The slick surface of braided line causes that knot to lose grip before it breaks meaning your actual strength is lower than any calculation would suggest. Similarly using a Blood Knot to join lines with a wide strength gap triggers a warning, since that knot is designed for matched diameters.
When Getting This Right Really Matters
Knot strength is always relevant, but a few situations make it especially critical:
Fishing heavy structure — Pulling bass out of submerged timber or dragging rigs through thick grass puts sustained lateral pressure on your connections. High-efficiency terminal knots like the Palomar or San Diego Jam give you the pulling power to land fish instead of losing gear.
Big game offshore — Tuna, billfish, and large sharks generate forces that expose every weakness in a rig. Line-to-line connections here have to be near-perfect. The FG knot's slim profile and near-100% efficiency make it the go-to for anglers running long wind-on leaders where the connection passes through guides repeatedly.
Light line presentations — Fishing 2 or 4 lb test for panfish or trout leaves you almost no margin. Drop to 80% efficiency on 4 lb line and you're down to 3.2 lbs of actual strength. Every percentage point of efficiency you recover matters at that scale.
What the Calculator Can't Do For You
The figures this tool produces reflect averages from tested knots tied correctly. That last part is important. A perfectly efficient knot tied sloppily will fail before a less efficient knot tied with care.
Wet your knots before you tighten them. Friction during cinching generates enough heat to weaken the line at the point of compression and moistening the line before pulling it tight eliminates most of that friction.
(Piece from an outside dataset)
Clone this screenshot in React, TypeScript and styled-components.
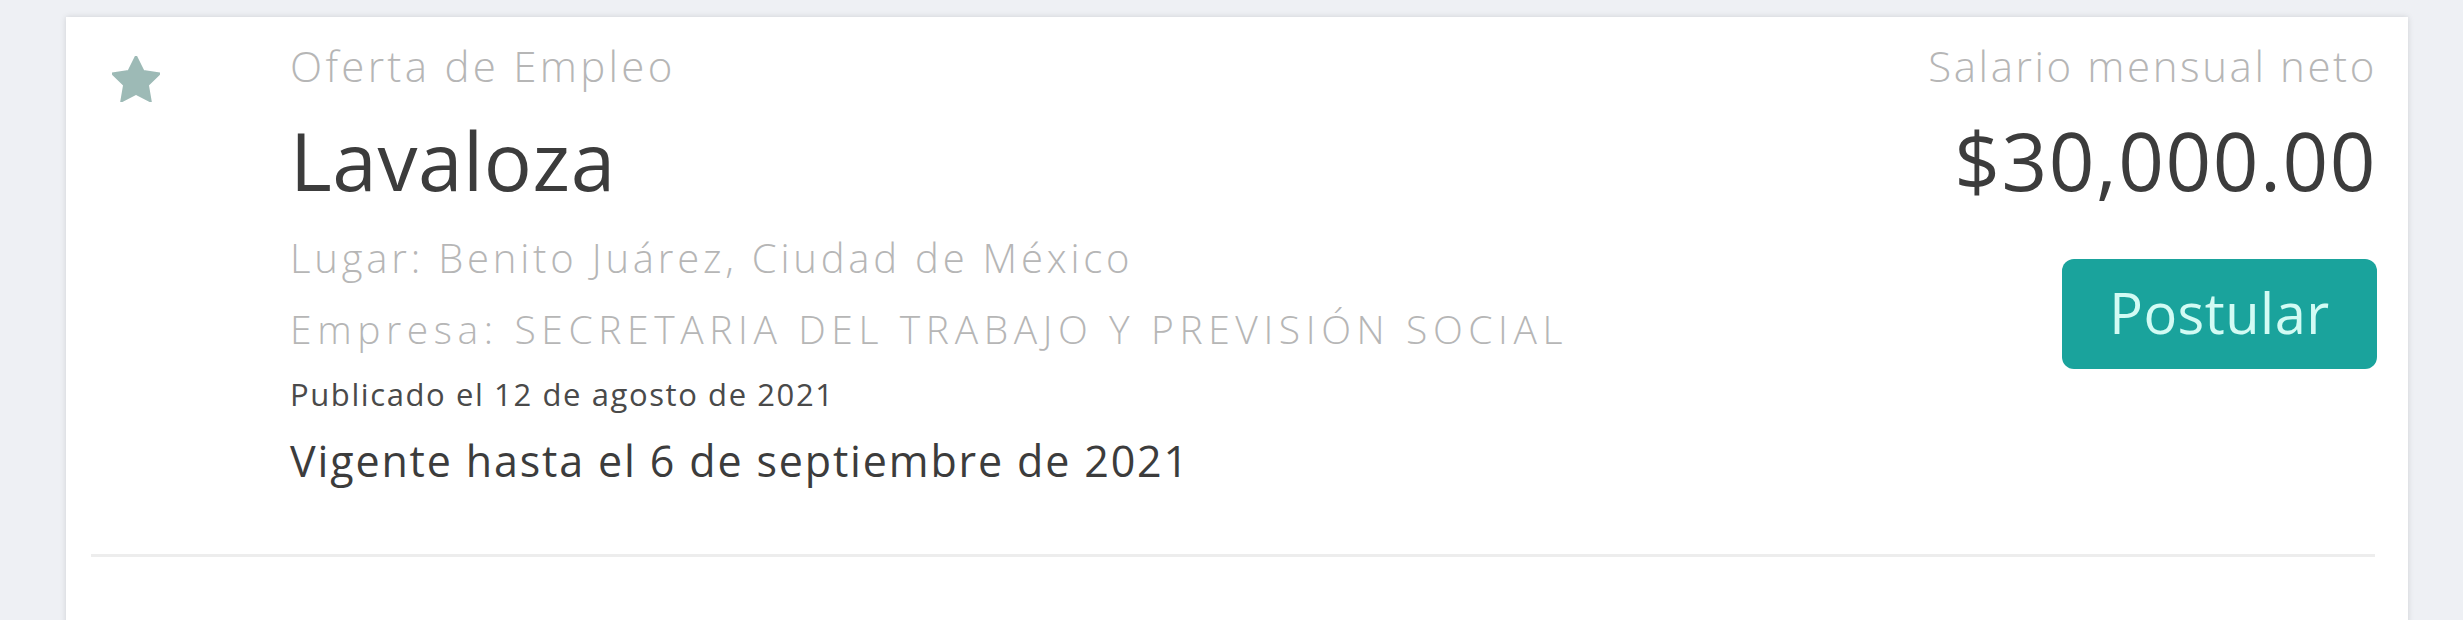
import React from "react";
import styled, { createGlobalStyle } from "styled-components";

const Global = createGlobalStyle`
  html, body {
    margin: 0;
    padding: 0;
    background: #eef0f4;
    overflow: hidden;
  }
  body {
    font-family: "Open Sans", "Noto Sans", sans-serif;
  }
`;

const Page = styled.div`
  padding: 17px 55px 0 66px;
`;

const Card = styled.div`
  background: #ffffff;
  box-shadow: 0 0 6px rgba(0, 0, 0, 0.13);
  min-height: 700px;
`;

const Item = styled.div`
  display: flex;
  align-items: flex-start;
  padding: 23px 31px 66px 46px;
`;

const StarCol = styled.div`
  width: 178px;
  flex: none;
  padding-top: 16px;
`;

const Details = styled.div`
  flex: 1;
  display: flex;
  flex-direction: column;
`;

const Line = styled.div<{ $size: number; $weight?: number; $color: string; $gap?: number; $spacing?: number }>`
  font-size: ${(p) => p.$size}px;
  font-weight: ${(p) => p.$weight ?? 400};
  color: ${(p) => p.$color};
  line-height: 1.25;
  margin-top: ${(p) => p.$gap ?? 0}px;
  letter-spacing: ${(p) => p.$spacing ?? 0}px;
  white-space: nowrap;
`;

const Side = styled.div`
  display: flex;
  flex-direction: column;
  align-items: flex-end;
`;

const ApplyButton = styled.button`
  margin-top: 49px;
  width: 315px;
  height: 110px;
  border: none;
  border-radius: 12px;
  background: #1aa39c;
  color: #d2fbf4;
  font-family: "Open Sans", "Noto Sans", sans-serif;
  font-size: 56px;
  font-weight: 400;
  letter-spacing: 0.5px;
  display: flex;
  align-items: center;
  justify-content: center;
  padding: 0 0 4px;
  cursor: pointer;
`;

const Divider = styled.div`
  height: 3px;
  background: #ededed;
  margin: 0 33px 0 25px;
`;

const Star = () => (
  <svg width="48" height="46" viewBox="2 2 20 19.2" fill="#9dbab6">
    <path d="M12 2l3.09 6.26L22 9.27l-5 4.87 1.18 6.88L12 17.77l-6.18 3.25L7 14.14 2 9.27l6.91-1.01L12 2z" strokeLinejoin="round" stroke="#9dbab6" strokeWidth="0.8" />
  </svg>
);

const LIGHT = "#b6b6b6";
const DARK = "#3c3c3c";

export default function App() {
  return (
    <>
      <Global />
      <Page>
        <Card>
          <Item>
            <StarCol>
              <Star />
            </StarCol>
            <Details>
              <Line $size={42} $weight={300} $color={LIGHT} $spacing={3.3}>
                Oferta de Empleo
              </Line>
              <Line $size={80} $color={DARK} $gap={17} $spacing={0.6}>
                Lavaloza
              </Line>
              <Line $size={40} $weight={300} $color={LIGHT} $gap={23} $spacing={3.8}>
                Lugar: Benito Juárez, Ciudad de México
              </Line>
              <Line $size={39} $weight={300} $color={LIGHT} $gap={22} $spacing={5.6}>
                Empresa: SECRETARIA DEL TRABAJO Y PREVISIÓN SOCIAL
              </Line>
              <Line $size={31} $weight={500} $color="#4a4a4a" $gap={22} $spacing={1.6}>
                Publicado el 12 de agosto de 2021
              </Line>
              <Line $size={43} $color={DARK} $gap={20} $spacing={1.85}>
                Vigente hasta el 6 de septiembre de 2021
              </Line>
            </Details>
            <Side>
              <Line $size={42} $weight={300} $color={LIGHT} $spacing={2.6}>
                Salario mensual neto
              </Line>
              <Line $size={80} $color={DARK} $gap={17} $spacing={1.5}>
                $30,000.00
              </Line>
              <ApplyButton>Postular</ApplyButton>
            </Side>
          </Item>
          <Divider />
        </Card>
      </Page>
    </>
  );
}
Seat every knot fully partial cinching leaves slack that shifts under load and causes early failure. Check the first few inches of line above your connection regularly especially after catching fish or dragging through cover. Abrasion and nicks in that section are a more common failure point than the knot itself.
Pair the data from the calculator with consistent practice on the knots you rely on most, and you'll stop losing fish to connections that had no business failing.